In un saggio intitolato “Il ’68 delle campagne” avevo anch’io affrontato questo tema, mettendo in risalto le radici agricole della dimensione individuale di massa e l’incapacità della politica di offrire una risposta a quella profonda aspirazione antiautoritaria e libertaria che era emersa a metà degli anni ‘60 nella società italiana - nelle sue diverse pieghe: dalle campagne alle fabbriche e alle università - profondamente provata da un processo accelerato e caotico di modernizzazione indotto dai grandi soggetti collettivi del secondo dopoguerra.

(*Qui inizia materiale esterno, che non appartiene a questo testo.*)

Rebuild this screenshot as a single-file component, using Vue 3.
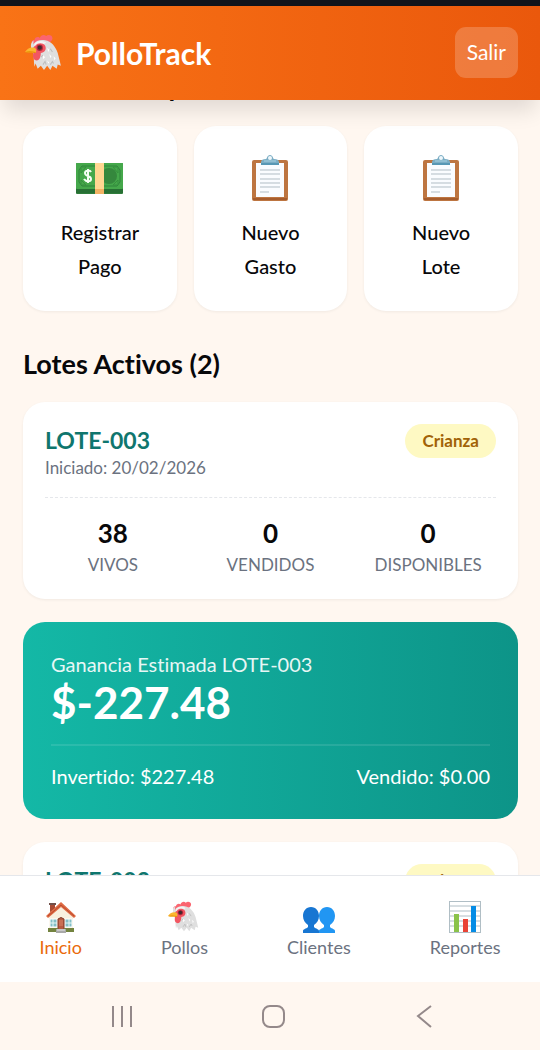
<script setup>
const actions = [
  { icon: 'cash', lines: ['Registrar', 'Pago'] },
  { icon: 'clipboard', lines: ['Nuevo', 'Gasto'] },
  { icon: 'clipboard', lines: ['Nuevo', 'Lote'] },
]

const lots = [
  {
    name: 'LOTE-003',
    started: '20/02/2026',
    status: 'Crianza',
    stats: [
      { value: 38, label: 'VIVOS' },
      { value: 0, label: 'VENDIDOS' },
      { value: 0, label: 'DISPONIBLES' },
    ],
    profit: '$-227.48',
    invested: '$227.48',
    sold: '$0.00',
  },
  { name: 'LOTE-002', status: 'Crianza' },
]

const tabs = [
  { icon: 'house', label: 'Inicio', active: true },
  { icon: 'chicken', label: 'Pollos' },
  { icon: 'people', label: 'Clientes' },
  { icon: 'chart', label: 'Reportes' },
]
</script>

<template>
  <svg class="symbols" aria-hidden="true">
    <symbol id="chicken" viewBox="0 0 36 36">
      <path d="M8 10C5 9 6 5 9 6c0-3 4-4 5-2 1-3 4-4 6-2 2-2 6-1 6 2 0 2-2 4-4 4L10 11Z" fill="#fb6570" />
      <path d="M8 10c2-4 7-5 11-4 6 1 10 6 12 12 1 4 2 8 3 12l-3-1-1 4-4-3-2 4-3-4-3 4-3-4-3 3-2-5-1 3c-1-5 0-10-2-15-2-4-2-7 1-10Z" fill="#dfdfdf" />
      <path d="M9 9c3-3 8-3 11-1l-4 3-7 1Z" fill="#f4f4f4" />
      <path d="M10 11c2-3 7-3 9 0 2 4-1 7-4 7 0 3-1 7-4 7-5-1-3-6-3-9-1-2 0-4 2-5Z" fill="#f25762" />
      <circle cx="14" cy="13" r="3" fill="#ad283c" />
      <circle cx="14" cy="13" r="2" fill="#40292c" />
      <path d="M0 17c2-3 5-5 9-4 2 1 2 3 1 5-3-1-6 0-10-1Z" fill="#fbb72f" />
      <path d="M0 17c3-1 6-1 10 0v1c-4-1-7 0-10-1Z" fill="#e58d00" />
      <path d="m21 13 2 2-1 2Zm-4 7 2 2-2 2Zm6-1 2 2-1 2Zm4 2 2 2-1 2Zm-6 4 2 2-1 1Z" fill="#fff" />
      <path d="m17 29 2-3 1 3m4 0 2-3 1 2m-12-6 2-2m7-6 2 3" fill="none" stroke="#bebebe" />
    </symbol>

    <symbol id="cash" viewBox="0 0 48 48">
      <rect x="0" y="9" width="47" height="31" rx="1" fill="#2f7d3b" />
      <path d="M0 36h47M0 38h47" stroke="#21652e" />
      <rect x="0" y="9" width="47" height="26" rx="1" fill="#45a84b" />
      <path d="M6 12h35l3 4v12l-3 4H6l-3-4V16Z" fill="none" stroke="#2f843b" stroke-width="1" />
      <path d="M6 13h4l-5 6v-5m36-1h-4l5 6v-5M6 31h4l-5-5v4m36 1h-4l5-5v4" fill="none" stroke="#37903e" />
      <circle cx="33" cy="22" r="8" fill="#35883d" />
      <path d="M19 9h9v31h-9Z" fill="#ffd792" />
      <path d="M19 35h9v5h-9Z" fill="#f2b365" />
      <path d="M15 18c-1-2-6-2-6 1 0 4 6 2 6 6 0 3-5 3-7 0m4-10v14" fill="none" stroke="#f5fff4" stroke-width="2" />
    </symbol>

    <symbol id="clipboard" viewBox="0 0 48 48">
      <rect x="6" y="6" width="36" height="41" rx="2" fill="#bd7541" />
      <path d="M7 45h34" stroke="#a65d2e" stroke-width="2" />
      <path d="M10 9h28v34H10Z" fill="#fafcff" />
      <path d="M14 16h20M14 20h20M14 25h20M14 29h20M14 33h20M14 38h9" stroke="#b1bdc5" />
      <path d="M15 11V8c0-2 2-3 5-3 1 0 1-4 4-4s3 4 4 4c3 0 5 1 5 3v3Z" fill="#7badc4" />
      <path d="M15 9h18v2H15Z" fill="#5898b5" />
      <circle cx="24" cy="4" r="2" fill="#eef7fc" />
      <path d="M18 7h12" stroke="#a8d1e1" />
    </symbol>

    <symbol id="house" viewBox="0 0 32 32">
      <path d="M5 3h5v10H5Z" fill="#a94b34" />
      <path d="M4 2h7v2H4Z" fill="#72504a" />
      <path d="M4 12 16 3l12 10v17H4Z" fill="#f8f0df" />
      <path d="M1 15 16 1l15 14-2 2L16 6 3 17Z" fill="#df6a42" />
      <path d="m3 15 13-11 13 11" fill="none" stroke="#b84b32" stroke-width="1" />
      <path d="M5 18h7v8H5Zm15 0h7v8h-7Z" fill="#82bec6" stroke="#fff" />
      <path d="M8 18v8m-3-4h7m12-4v8m-4-4h7" stroke="#e7f7f5" />
      <path d="M13 29V18q3-3 6 0v11Z" fill="#b75b40" stroke="#833d2c" />
      <path d="M15 19v6m2-6v6" stroke="#dc8569" />
      <path d="M3 27h10v4H3Zm16 0h10v4H19Z" fill="#73833f" />
      <path d="M11 28h10v4H11Z" fill="#a9a9a9" />
      <path d="M12 28h8v2h-8Z" fill="#c9c9c9" />
    </symbol>

    <symbol id="people" viewBox="0 0 32 32">
      <path d="M0 32v-2c0-2 3-2 5-4v-2c-3-2-5-5-5-9 0-5 3-9 8-9s8 4 8 9c0 4-2 7-5 9v2c2 2 5 2 5 4v2Z" fill="#1876d2" />
      <path d="M16 32v-2c0-2 3-2 5-4v-2c-3-2-5-5-5-9 0-5 3-9 8-9s8 4 8 9c0 4-2 7-5 9v2c2 2 5 2 5 4v2Z" fill="#2196f3" />
    </symbol>

    <symbol id="chart" viewBox="0 0 32 32">
      <rect x="0" y="0" width="32" height="32" fill="#b0bec5" />
      <rect x="1" y="1" width="30" height="30" fill="#fff" />
      <path d="M1 5h30M1 10h30M1 15h30M1 20h30M1 25h30" stroke="#b0bec5" />
      <path d="M5 13h5v18H5Z" fill="#8bc34a" />
      <path d="M14 18h5v13h-5Z" fill="#e94335" />
      <path d="M22 5h5v26h-5Z" fill="#058ce5" />
    </symbol>
  </svg>

  <div class="app">
    <div class="status-strip"></div>
    <header class="topbar">
      <div class="brand">
        <svg class="brand-icon" aria-hidden="true"><use href="#chicken" /></svg>
        <h1>PolloTrack</h1>
      </div>
      <button type="button" class="logout">Salir</button>
    </header>

    <main class="content">
      <h2 class="section-title scrolled">Acciones Rápidas</h2>
      <div class="actions">
        <button v-for="(action, i) in actions" :key="i" type="button" class="action">
          <svg class="action-icon" aria-hidden="true"><use :href="'#' + action.icon" /></svg>
          <span v-for="line in action.lines" :key="line">{{ line }}</span>
        </button>
      </div>

      <h2 class="section-title">Lotes Activos (2)</h2>
      <div class="lots">
        <template v-for="lot in lots" :key="lot.name">
          <article class="lot">
            <div class="lot-head">
              <div>
                <h3>{{ lot.name }}</h3>
                <p v-if="lot.started">Iniciado: {{ lot.started }}</p>
              </div>
              <span class="badge">{{ lot.status }}</span>
            </div>
            <div v-if="lot.stats" class="stats">
              <div v-for="stat in lot.stats" :key="stat.label" class="stat">
                <strong>{{ stat.value }}</strong>
                <span>{{ stat.label }}</span>
              </div>
            </div>
          </article>
          <section v-if="lot.profit" class="profit">
            <p class="profit-label">Ganancia Estimada {{ lot.name }}</p>
            <p class="profit-value">{{ lot.profit }}</p>
            <div class="profit-foot">
              <span>Invertido: {{ lot.invested }}</span>
              <span>Vendido: {{ lot.sold }}</span>
            </div>
          </section>
        </template>
      </div>
    </main>

    <nav class="tabs">
      <a v-for="tab in tabs" :key="tab.label" href="#" class="tab" :class="{ active: tab.active }">
        <svg class="tab-icon" aria-hidden="true"><use :href="'#' + tab.icon" /></svg>
        <span>{{ tab.label }}</span>
      </a>
    </nav>

    <div class="system-bar">
      <button type="button" aria-label="Recientes">
        <svg viewBox="0 0 24 24"><path d="M3 2v21M12 2v21M21 2v21" /></svg>
      </button>
      <button type="button" aria-label="Inicio del sistema">
        <svg viewBox="0 0 24 24"><rect x="2" y="2" width="21" height="21" rx="7" /></svg>
      </button>
      <button type="button" aria-label="Atrás">
        <svg viewBox="0 0 24 24"><path d="M19 2 6 12l13 11" /></svg>
      </button>
    </div>
  </div>
</template>

<style>
body {
  margin: 0;
  background: #fff7f0;
}
</style>

<style scoped>
* {
  box-sizing: border-box;
}
h1, h2, h3, p {
  margin: 0;
}
button {
  font: inherit;
  border: 0;
  padding: 0;
  cursor: pointer;
}
.symbols {
  position: absolute;
  width: 0;
  height: 0;
}
.app {
  display: flex;
  flex-direction: column;
  height: 100vh;
  font-family: Lato, "Open Sans", sans-serif;
  font-size: 20px;
  line-height: 34px;
  font-variant-ligatures: none;
  color: #08080a;
  background: #fff7f0;
}
.status-strip {
  flex: none;
  height: 6px;
  background: #12141b;
}
.topbar {
  flex: none;
  z-index: 1;
  display: flex;
  align-items: center;
  justify-content: space-between;
  padding: 21px 22px 22px 25px;
  color: #fff;
  background: linear-gradient(90deg, #f97316, #ea580c);
  box-shadow: 0 14px 20px -4px rgba(0, 0, 0, 0.12);
}
.brand {
  display: flex;
  align-items: center;
  gap: 13px;
}
.brand-icon {
  width: 38px;
  height: 38px;
}
h1 {
  font-size: 30px;
  line-height: 32px;
  font-weight: 700;
}
.logout {
  padding: 8px 12px 9px;
  border-radius: 11px;
  color: #fff;
  font-size: 21px;
  background: rgba(255, 255, 255, 0.2);
}
.content {
  flex: 1;
  min-height: 0;
  padding: 0 22px 0 23px;
  overflow-y: auto;
  scrollbar-width: none;
}
.section-title {
  margin: 36px 0 21px;
  font-size: 27px;
  font-weight: 700;
}
.section-title.scrolled {
  margin-top: -30px;
  margin-bottom: 22px;
}
.actions {
  display: grid;
  grid-template-columns: repeat(3, 1fr);
  gap: 17px;
}
.action {
  display: flex;
  flex-direction: column;
  align-items: center;
  padding: 28px 12px;
  border-radius: 22px;
  color: #08080a;
  font-weight: 500;
  background: #fff;
  box-shadow: 0 1px 3px rgba(0, 0, 0, 0.06);
}
.action-icon {
  width: 48px;
  height: 48px;
  margin-bottom: 13px;
}
.lots {
  display: flex;
  flex-direction: column;
  gap: 23px;
}
.lot {
  padding: 22px 22px 20px;
  border-radius: 22px;
  background: #fff;
  box-shadow: 0 1px 3px rgba(0, 0, 0, 0.06);
}
.lot-head {
  display: flex;
  align-items: flex-start;
  justify-content: space-between;
}
h3 {
  font-size: 23px;
  line-height: 32px;
  font-weight: 700;
  color: #0f766e;
}
.lot-head p {
  font-size: 17px;
  line-height: 24px;
  color: #6b7280;
}
.badge {
  padding: 0 17px;
  border-radius: 17px;
  font-size: 17px;
  font-weight: 700;
  color: #a16207;
  background: #fef9c3;
}
.stats {
  display: grid;
  grid-template-columns: repeat(3, 1fr);
  gap: 22px;
  margin-top: 17px;
  padding-top: 18px;
  border-top: 1px dashed #e5e7eb;
}
.stat {
  display: flex;
  flex-direction: column;
  align-items: center;
  gap: 1px;
}
.stat strong {
  font-size: 26px;
}
.stat span {
  font-size: 17px;
  line-height: 28px;
  color: #6b7280;
}
.profit {
  padding: 28px;
  border-radius: 22px;
  color: #fff;
  background: linear-gradient(90deg, #14b8a6, #0d9488);
}
.profit-label {
  line-height: 28px;
  opacity: 0.9;
}
.profit-value {
  font-size: 44px;
  line-height: 48px;
  font-weight: 700;
}
.profit-foot {
  display: flex;
  justify-content: space-between;
  margin-top: 18px;
  padding-top: 15px;
  border-top: 2px solid rgba(255, 255, 255, 0.1);
  line-height: 30px;
}
.tabs {
  flex: none;
  z-index: 1;
  display: flex;
  justify-content: space-around;
  padding: 25px 0 20px;
  border-top: 1px solid #e5e7eb;
  background: #fff;
}
.tab {
  display: flex;
  flex-direction: column;
  align-items: center;
  font-size: 18px;
  line-height: 29px;
  color: #6b7280;
  text-decoration: none;
}
.tab.active {
  color: #ea6a0c;
}
.tab-icon {
  width: 32px;
  height: 32px;
}
.system-bar {
  flex: none;
  display: flex;
  justify-content: center;
  gap: 127px;
  padding: 22px 0 22px 5px;
}
.system-bar button {
  width: 24px;
  height: 24px;
  background: none;
}
.system-bar svg {
  display: block;
  width: 24px;
  height: 24px;
  fill: none;
  stroke: #94898a;
  stroke-width: 2;
}
</style>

Morando annota con amara ironia come sia stato Berlusconi, a modo suo, a dare una sponda alla domanda di libertà dell’individuo che veniva da quell’onda lunga. Ma né l’Ulivo né il Pd, se non in alcune sue componenti molto ristrette, contemplano una presenza autentica di cultura liberale e socialista. Eppure la lunga transizione finirà solo quando questi due filoni, oggi dispersi in mille rivoli, daranno finalmente vita ad una nuova cultura politica che sappia gestire quella rivoluzione liberale che il Paese ancora attende da così lungo tempo. Il pensiero politico ed economico di autori liberaldemocratici come Martha Nussbaum, Amartya Sen, Robert Nozick non è mai arrivato nel nostro paese. Manca una riflessione pubblica sui temi della bioetica, sul rapporto tra società dell’informazione e democrazia, sulla relazione tra efficienza e solidarietà, sul pluralismo degli ethos del mercato, da quello utilitaristico fondato sul reciproco vantaggio a quello dell’economia civile fondato sul mutuo aiuto. Ora che i grandi mutamenti del mondo hanno modificato il senso di tante cose, il libro di Morando, insieme ad altri pochi recenti contributi, può aiutarci a riaprire la discussione.